Stored records ->
━━━━━━━━━━━━━━━━

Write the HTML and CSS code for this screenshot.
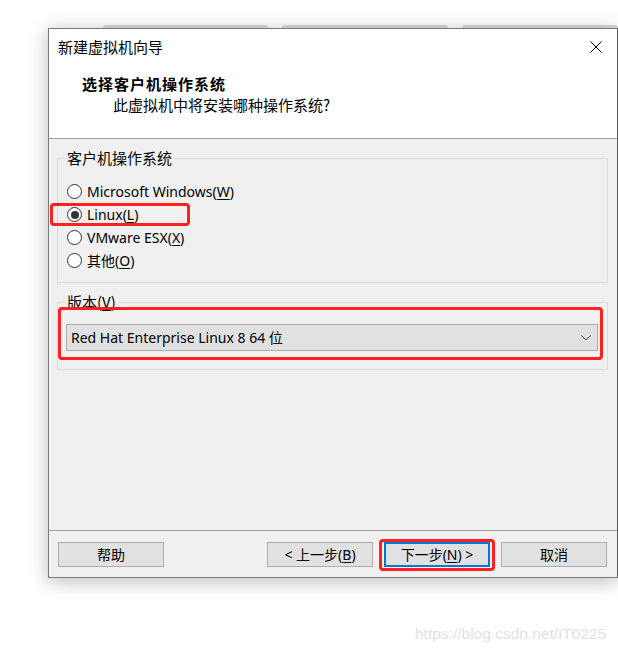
FILE: index.html
```html
<!DOCTYPE html>
<html lang="zh-CN">
<head>
<meta charset="utf-8">
<title>新建虚拟机向导</title>
<link rel="stylesheet" href="styles.css">
</head>
<body>
<div class="desk">
  <div class="tabs">
    <div class="tab t1"></div>
    <div class="tab t2"></div>
    <div class="tab t3"></div>
  </div>
  <div class="win">
    <div class="head">
      <div class="titlebar">
        <span class="title">新建虚拟机向导</span>
        <svg class="close" width="12" height="12" viewBox="0 0 12 12"><path d="M0.5 0.5 L11.5 11.5 M11.5 0.5 L0.5 11.5" stroke="#000" stroke-width="1" fill="none"/></svg>
      </div>
      <div class="h1">选择客户机操作系统</div>
      <div class="h2">此虚拟机中将安装哪种操作系统?</div>
    </div>
    <div class="content">
      <fieldset class="group g1">
        <legend>客户机操作系统</legend>
        <div class="radio"><span class="dot"></span><span class="lbl">Microsoft Windows(<u>W</u>)</span></div>
        <div class="radio checked"><span class="dot"></span><span class="lbl">Linux(<u>L</u>)</span><span class="mark mark-linux"></span></div>
        <div class="radio"><span class="dot"></span><span class="lbl">VMware ESX(<u>X</u>)</span></div>
        <div class="radio"><span class="dot"></span><span class="lbl">其他(<u>O</u>)</span></div>
      </fieldset>
      <fieldset class="group g2">
        <legend>版本(<u>V</u>)</legend>
        <div class="select">
          <span class="sel-text">Red Hat Enterprise Linux 8 64 位</span>
          <svg class="chev" width="10" height="6" viewBox="0 0 10 6"><path d="M0.5 0.5 L5 5 L9.5 0.5" stroke="#444" stroke-width="1" fill="none"/></svg>
          <span class="mark mark-select"></span>
        </div>
      </fieldset>
      <div class="footer">
        <button class="btn">帮助</button>
        <div class="nav">
          <button class="btn">&lt; 上一步(<u>B</u>)</button>
          <div class="next-wrap">
            <button class="btn default">下一步(<u>N</u>) &gt;</button>
            <span class="mark mark-next"></span>
          </div>
          <button class="btn">取消</button>
        </div>
      </div>
    </div>
  </div>
  <div class="watermark">https://blog.csdn.net/IT0225</div>
</div>
</body>
</html>
```

FILE: styles.css
```css
* { box-sizing: border-box; }
html, body { margin: 0; padding: 0; background: #fff; }
body {
  width: 618px;
  height: 653px;
  overflow: hidden;
  font-family: "Segoe UI", "Noto Sans", "Noto Sans CJK SC", sans-serif;
  font-size: 14px;
  color: #000;
}
.desk { padding-top: 25px; }
.tabs {
  display: flex;
  gap: 14px;
  padding-left: 103px;
  height: 3px;
}
.tab {
  height: 3px;
  background: #dadada;
  border-radius: 3px 3px 0 0;
}
.t1 { width: 165px; }
.t2 { width: 166px; }
.t3 { flex: 1; }

.win {
  margin-left: 48px;
  width: 570px;
  height: 550px;
  border: 1px solid #7a7a7a;
  border-right-color: #5a5a5a;
  background: #f0f0f0;
  box-shadow: 0 3px 18px rgba(0,0,0,0.28);
  display: flex;
  flex-direction: column;
  position: relative;
}
.head {
  background: #fff;
  height: 110px;
  border-bottom: 1px solid #a0a0a0;
  padding-top: 8px;
}
.titlebar {
  display: flex;
  justify-content: space-between;
  align-items: center;
  height: 20px;
  padding: 0 15px 0 9px;
}
.title {
  font-family: "Noto Sans CJK SC", sans-serif;
  font-size: 15px;
  line-height: 20px;
}
.h1 {
  margin-top: 17px;
  padding-left: 33px;
  font-family: "Noto Sans CJK SC", sans-serif;
  font-weight: bold;
  font-size: 15px;
  line-height: 20px;
  letter-spacing: 1px;
}
.h2 {
  margin-top: 1px;
  padding-left: 64px;
  font-family: "Noto Sans CJK SC", sans-serif;
  font-size: 15px;
  line-height: 20px;
}
.content {
  flex: 1;
  display: flex;
  flex-direction: column;
  padding-top: 9px;
}
.group {
  margin: 0 9px 0 8px;
  padding: 0;
  border: 1px solid #dcdcdc;
  min-width: 0;
}
.group legend {
  margin-left: 7px;
  padding: 0 2px;
  font-family: "Noto Sans CJK SC", sans-serif;
  font-size: 15px;
  line-height: 20px;
}
.g1 { padding: 12px 0 10px 0; }
.g2 { margin-top: 9px; padding: 12px 0 18px 0; }

.radio {
  position: relative;
  display: flex;
  align-items: center;
  height: 23px;
  padding-left: 9px;
}
.dot {
  width: 15px;
  height: 15px;
  border: 1px solid #333;
  border-radius: 50%;
  background: #fff;
  display: flex;
  align-items: center;
  justify-content: center;
  flex: none;
}
.checked .dot::after {
  content: "";
  width: 8px;
  height: 8px;
  border-radius: 50%;
  background: #333;
}
.lbl {
  margin-left: 5px;
  font-size: 14px;
  line-height: 20px;
}
.lbl u, legend u, .btn u { text-underline-offset: 2px; }

.mark {
  position: absolute;
  border: 3px solid #ff2020;
  border-radius: 4px;
  pointer-events: none;
}
.mark-linux {
  left: -8px;
  top: 0;
  width: 140px;
  height: 23px;
}

.select {
  position: relative;
  margin: 0 9px 0 8px;
  height: 27px;
  background: #e1e1e1;
  border: 1px solid #adadad;
  display: flex;
  align-items: center;
  justify-content: space-between;
  padding: 0 5px 0 4px;
}
.sel-text { font-size: 14px; line-height: 20px; }
.chev { margin-right: 1px; }
.mark-select {
  left: -9px;
  right: -6px;
  top: -18px;
  bottom: -10px;
}

.footer {
  margin-top: auto;
  border-top: 1px solid #a0a0a0;
  padding: 11px 10px 10px 9px;
  display: flex;
  justify-content: space-between;
}
.nav { display: flex; gap: 11px; }
.btn {
  width: 106px;
  height: 25px;
  margin: 0;
  padding: 0;
  background: #e1e1e1;
  border: 1px solid #adadad;
  font-family: "Segoe UI", "Noto Sans", "Noto Sans CJK SC", sans-serif;
  font-size: 14px;
  line-height: 20px;
  color: #000;
}
.btn.default { border: 2px solid #0078d7; }
.next-wrap { position: relative; display: flex; }
.mark-next {
  left: -5px;
  right: -5px;
  top: -3px;
  bottom: -4px;
}

.watermark {
  margin-top: 46px;
  padding-left: 415px;
  font-family: "Liberation Sans", Arial, sans-serif;
  font-size: 15.5px;
  color: #e2e2e2;
  line-height: 20px;
}
```
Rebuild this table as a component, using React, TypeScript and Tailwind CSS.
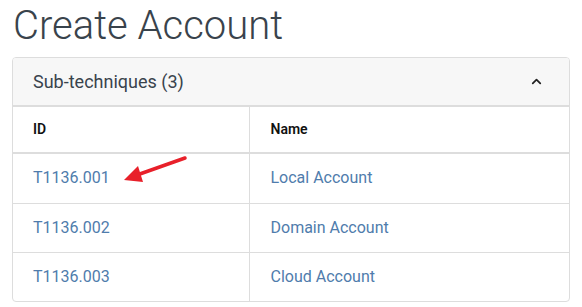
import { ChevronUp } from "lucide-react";

const rows = [
  { id: "T1136.001", name: "Local Account" },
  { id: "T1136.002", name: "Domain Account" },
  { id: "T1136.003", name: "Cloud Account" },
];

export default function App() {
  return (
    <div className="w-[582px] h-[307px] bg-white px-3 font-['Roboto',sans-serif] text-[#39434c]">
      <h1 className="text-[40px] font-light leading-[51px] ml-[1px]">Create Account</h1>
      <div className="relative mt-[6px] w-[558px] rounded border border-[#dddddd] overflow-hidden">
        <div className="flex h-[49px] items-center justify-between bg-[#f7f7f7] pl-5 pr-[25px] border-b-2 border-[#dddddd]">
          <span className="text-[18px]">Sub-techniques (3)</span>
          <ChevronUp className="w-[15px] h-[15px] text-[#222]" strokeWidth={2.8} />
        </div>
        <table className="w-full border-collapse text-left">
          <thead>
            <tr className="h-[46px] border-b-2 border-[#dddddd]">
              <th className="w-[236px] pl-5 text-[14px] font-semibold text-[#111] border-r border-[#dddddd]">ID</th>
              <th className="pl-[21px] text-[14px] font-semibold text-[#111]">Name</th>
            </tr>
          </thead>
          <tbody>
            {rows.map((r, i) => (
              <tr key={r.id} className={i === 0 ? "h-[50px] border-b border-[#dddddd]" : i === 1 ? "h-[49px] border-b border-[#dddddd]" : "h-[49px]"}>
                <td className="pl-5 text-[16px] text-[#4f7cac] border-r border-[#dddddd]">{r.id}</td>
                <td className="pl-[21px] text-[16px] text-[#4f7cac]">{r.name}</td>
              </tr>
            ))}
          </tbody>
        </table>
        <svg className="absolute left-0 top-0 pointer-events-none" width="558" height="160" viewBox="0 0 558 160">
          <line x1="172" y1="100" x2="124" y2="117" stroke="#e8202a" strokeWidth="3.5" strokeLinecap="round" />
          <polygon points="111,122 125,108 130,124" fill="#e8202a" />
        </svg>
      </div>
    </div>
  );
}
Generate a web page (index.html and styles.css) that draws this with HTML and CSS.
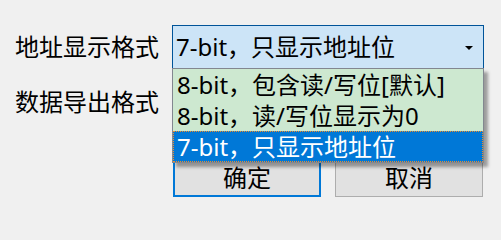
FILE: index.html
```html
<!DOCTYPE html>
<html lang="zh-CN">
<head>
<meta charset="utf-8">
<title>地址显示格式</title>
<link rel="stylesheet" href="styles.css">
</head>
<body>
<div class="dialog">
  <div class="form">
    <div class="label">地址显示格式</div>
    <div class="combo-wrap">
      <div class="combo combo-open">
        <span class="combo-text">7-bit，只显示地址位</span>
        <span class="arrow"></span>
      </div>
      <ul class="droplist">
        <li class="item">8-bit，包含读/写位[默认]</li>
        <li class="item">8-bit，读/写位显示为0</li>
        <li class="item selected">7-bit，只显示地址位</li>
      </ul>
    </div>
    <div class="label">数据导出格式</div>
    <div class="combo">
      <span class="combo-text"></span>
      <span class="arrow"></span>
    </div>
  </div>
  <div class="buttons">
    <button class="btn btn-default">确定</button>
    <button class="btn">取消</button>
  </div>
</div>
</body>
</html>
```
FILE: styles.css
```css
html, body {
  margin: 0;
  padding: 0;
  background: #f0f0f0;
  width: 501px;
  height: 209px;
  overflow: hidden;
}
body {
  font-family: "Noto Sans", "Noto Sans CJK SC", sans-serif;
  font-size: 24px;
  color: #000;
}
.dialog {
  padding: 25px 0 0 15px;
}
.form {
  display: grid;
  grid-template-columns: 157px 312px;
  grid-auto-rows: 44px;
  row-gap: 11px;
  align-items: center;
}
.label {
  line-height: 30px;
  white-space: nowrap;
}
.combo-wrap {
  position: relative;
  height: 44px;
}
.combo {
  box-sizing: border-box;
  height: 44px;
  border: 1px solid #adadad;
  background: #e1e1e1;
  display: flex;
  align-items: center;
  padding: 0 10px 0 3px;
}
.combo-open {
  background: #cce4f7;
  border-color: #005499;
}
.combo-text {
  flex: 1;
  line-height: 30px;
  white-space: nowrap;
}
.arrow {
  width: 0;
  height: 0;
  border-left: 4px solid transparent;
  border-right: 4px solid transparent;
  border-top: 4px solid #000;
  margin-top: 2px;
}
.droplist {
  position: absolute;
  left: 0;
  top: 43px;
  z-index: 2;
  box-sizing: border-box;
  width: 312px;
  margin: 0;
  padding: 0;
  list-style: none;
  background: #cde8d0;
  border: 1px solid #828790;
  box-shadow: 4px 4px 3px rgba(0, 0, 0, 0.35);
}
.item {
  box-sizing: border-box;
  height: 31px;
  line-height: 29px;
  padding: 0 3px;
  border: 1px solid transparent;
  white-space: nowrap;
}
.item.selected {
  background: #0078d7;
  color: #fff;
  border: 1px dotted #f08c28;
}
.buttons {
  display: flex;
  gap: 14px;
  margin-top: 34px;
  padding-left: 158px;
}
.btn {
  box-sizing: border-box;
  width: 148px;
  height: 39px;
  margin: 0;
  padding: 0;
  font: inherit;
  line-height: 30px;
  color: #000;
  background: #e1e1e1;
  border: 1px solid #adadad;
}
.btn-default {
  border: 2px solid #0078d7;
}
```
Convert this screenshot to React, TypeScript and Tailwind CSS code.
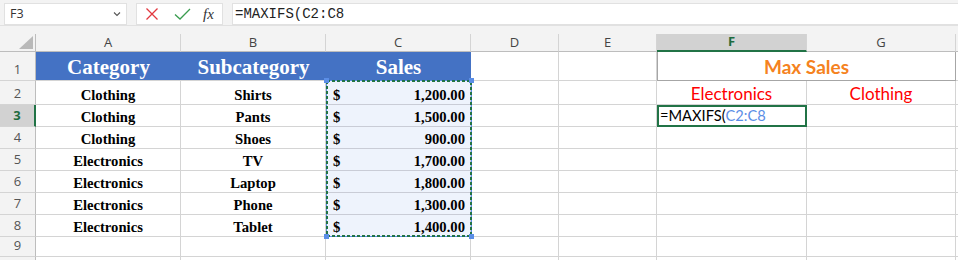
import React from 'react';

const COLS = ['A', 'B', 'C', 'D', 'E', 'F', 'G'];

const rows: [string, string, string][] = [
  ['Clothing', 'Shirts', '1,200.00'],
  ['Clothing', 'Pants', '1,500.00'],
  ['Clothing', 'Shoes', '900.00'],
  ['Electronics', 'TV', '1,700.00'],
  ['Electronics', 'Laptop', '1,800.00'],
  ['Electronics', 'Phone', '1,300.00'],
  ['Electronics', 'Tablet', '1,400.00'],
];

const uiFont = { fontFamily: '"Open Sans", "Noto Sans", sans-serif' };
const serif = { fontFamily: '"Liberation Serif", serif' };
const calibri = { fontFamily: 'Lato, "Open Sans", sans-serif' };

const FormulaBar: React.FC = () => (
  <div className="flex h-[26px] items-start gap-[9px] bg-[#f3f3f3] pl-[4px] pt-[3px] border-b border-[#e1e1e1]">
    <div className="flex h-[22px] w-[123px] items-center justify-between border border-[#e1e1e1] bg-white pl-[5px] pr-[5px] text-[12.5px] text-[#333]" style={uiFont}>
      <span>F3</span>
      <svg width="8" height="6" viewBox="0 0 8 6">
        <path d="M1 1.5 L4 4.5 L7 1.5" fill="none" stroke="#555" strokeWidth="1.1" />
      </svg>
    </div>
    <div className="flex h-[22px] w-[87px] items-center border border-[#e1e1e1] bg-white">
      <svg className="ml-[8px]" width="14" height="14" viewBox="0 0 14 14">
        <path d="M1.5 1.5 L12.5 12.5 M12.5 1.5 L1.5 12.5" stroke="#e2383f" strokeWidth="1.3" fill="none" />
      </svg>
      <svg className="ml-[15px]" width="17" height="14" viewBox="0 0 17 14">
        <path d="M1 7.5 L6 12 L16 2" stroke="#3a9c4f" strokeWidth="1.3" fill="none" />
      </svg>
      <span className="ml-[12px] text-[15px] italic text-[#333]" style={serif}>fx</span>
    </div>
    <div className="flex h-[22px] flex-1 items-center border border-[#e1e1e1] border-r-0 bg-white pl-[2px] text-[14px] text-[#222]" style={{ fontFamily: '"Liberation Mono", "DejaVu Sans Mono", monospace' }}>
      =MAXIFS(C2:C8
    </div>
  </div>
);

const HeaderCell: React.FC<{ label: string; active?: boolean }> = ({ label, active }) => (
  <div
    className={`flex items-center justify-center border-r border-[#d4d4d4] text-[13px] ${
      active ? 'bg-[#d2d2d2] font-bold text-[#1e6b3e] border-b-2 border-b-[#217346]' : 'bg-[#f3f3f3] text-[#444] border-b border-b-[#bdbdbd]'
    }`}
    style={uiFont}
  >
    {label}
  </div>
);

const RowHead: React.FC<{ n?: number; active?: boolean }> = ({ n, active }) => (
  <div
    className={`flex items-end justify-center pb-[1px] border-b border-[#d4d4d4] text-[13px] ${
      active ? 'bg-[#d2d2d2] font-bold text-[#1e6b3e] border-r-2 border-r-[#217346]' : 'bg-[#f3f3f3] text-[#555] border-r border-r-[#bdbdbd]'
    }`}
    style={uiFont}
  >
    {n}
  </div>
);

const Cell: React.FC<{ children?: React.ReactNode; className?: string; style?: React.CSSProperties }> = ({ children, className = '', style }) => (
  <div className={`flex items-end border-r border-b border-[#d4d4d4] overflow-hidden whitespace-nowrap ${className}`} style={style}>
    {children}
  </div>
);

const App: React.FC = () => {
  return (
    <div className="h-[260px] w-[958px] overflow-hidden bg-[#f3f3f3]">
      <FormulaBar />
      <div className="h-[8px] bg-[#f3f3f3]" />
      <div className="relative grid grid-cols-[36px_145px_145px_145px_88px_98px_150px_149px_1fr] grid-rows-[18px_29px_24px_22px_22px_22px_22px_22px_22px_20px_22px] bg-white">
        {/* column headers */}
        <div className="relative bg-[#f3f3f3] border-r border-b border-[#bdbdbd]">
          <svg className="absolute right-[2px] bottom-[2px]" width="14" height="13" viewBox="0 0 14 13">
            <path d="M14 0 L14 13 L0 13 Z" fill="#b9b9b9" />
          </svg>
        </div>
        {COLS.map(c => (
          <HeaderCell key={c} label={c} active={c === 'F'} />
        ))}
        <div className="bg-[#f3f3f3] border-b border-[#bdbdbd]" />

        {/* row 1 */}
        <RowHead n={1} />
        <Cell className="col-span-3 !border-r-0 bg-[#4472c4]">
          <div className="grid w-full grid-cols-3 text-[21px] font-bold leading-[26px] text-white" style={serif}>
            <span className="text-center">Category</span>
            <span className="text-center">Subcategory</span>
            <span className="text-center">Sales</span>
          </div>
        </Cell>
        <Cell />
        <Cell />
        <div className="col-span-2 flex items-center justify-center border-x border-b border-[#a6a6a6] bg-white pt-[2px] text-[19px] font-bold text-[#f58220]" style={calibri}>
          Max Sales
        </div>
        <div className="border-b border-[#d4d4d4]" />

        {/* row 2 .. 8 */}
        {rows.map((r, i) => {
          const n = i + 2;
          return (
            <React.Fragment key={n}>
              <RowHead n={n} active={n === 3} />
              <Cell className="justify-center text-[14.67px] font-bold leading-[18px] text-black" style={serif}>{r[0]}</Cell>
              <Cell className="justify-center text-[14.67px] font-bold leading-[18px] text-black" style={serif}>{r[1]}</Cell>
              <Cell className="justify-between bg-[#eef3fc] !border-[#c9ccd6] pl-[7px] pr-[5px] text-[14.67px] font-bold leading-[18px] text-black" style={serif}>
                <span>$</span>
                <span>{r[2]}</span>
              </Cell>
              <Cell />
              <Cell />
              {n === 2 ? (
                <>
                  <Cell className="justify-center text-[17px] leading-[20px] text-[#ff0000]" style={calibri}>Electronics</Cell>
                  <Cell className="justify-center text-[17px] leading-[20px] text-[#ff0000]" style={calibri}>Clothing</Cell>
                </>
              ) : n === 3 ? (
                <>
                  <div className="flex items-end border-2 border-[#217346] bg-white pl-[1px] text-[14.67px] leading-[18px] text-black" style={calibri}>
                    =MAXIFS(<span className="text-[#5b8ee6]">C2:C8</span>
                  </div>
                  <Cell />
                </>
              ) : (
                <>
                  <Cell />
                  <Cell />
                </>
              )}
              <div className="border-b border-[#d4d4d4]" />
            </React.Fragment>
          );
        })}

        {/* row 9, and the edge of row 10 */}
        {[9, 10].map(n => (
          <React.Fragment key={n}>
            <RowHead n={n === 9 ? n : undefined} />
            {COLS.map(c => (
              <Cell key={c} />
            ))}
            <div className="border-b border-[#d4d4d4]" />
          </React.Fragment>
        ))}

        {/* copy range C2:C8 overlay */}
        <div className="pointer-events-none absolute left-[326px] top-[46px] h-[157px] w-[146px] border border-[#5b8ee6]">
          <svg className="absolute -left-px -top-px" width="146" height="157" viewBox="0 0 146 157">
            <rect x="1" y="1" width="144" height="155" fill="none" stroke="#217346" strokeWidth="2" strokeDasharray="3 2" />
          </svg>
          <div className="absolute -left-[3px] -top-[3px] h-[5px] w-[5px] bg-[#5b8ee6]" />
          <div className="absolute -right-[3px] -top-[3px] h-[5px] w-[5px] bg-[#5b8ee6]" />
          <div className="absolute -left-[3px] -bottom-[3px] h-[5px] w-[5px] bg-[#5b8ee6]" />
          <div className="absolute -right-[3px] -bottom-[3px] h-[5px] w-[5px] bg-[#5b8ee6]" />
        </div>
      </div>
    </div>
  );
};

export default App;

━━━━━━━━━━━━━━━━

What you will do ->
In the records above, locate the lines holding the word "screenshot". Copy each of them.

Result for this exercise ->
Write the HTML and CSS code for this screenshot.
Convert this screenshot to React, TypeScript and Tailwind CSS code.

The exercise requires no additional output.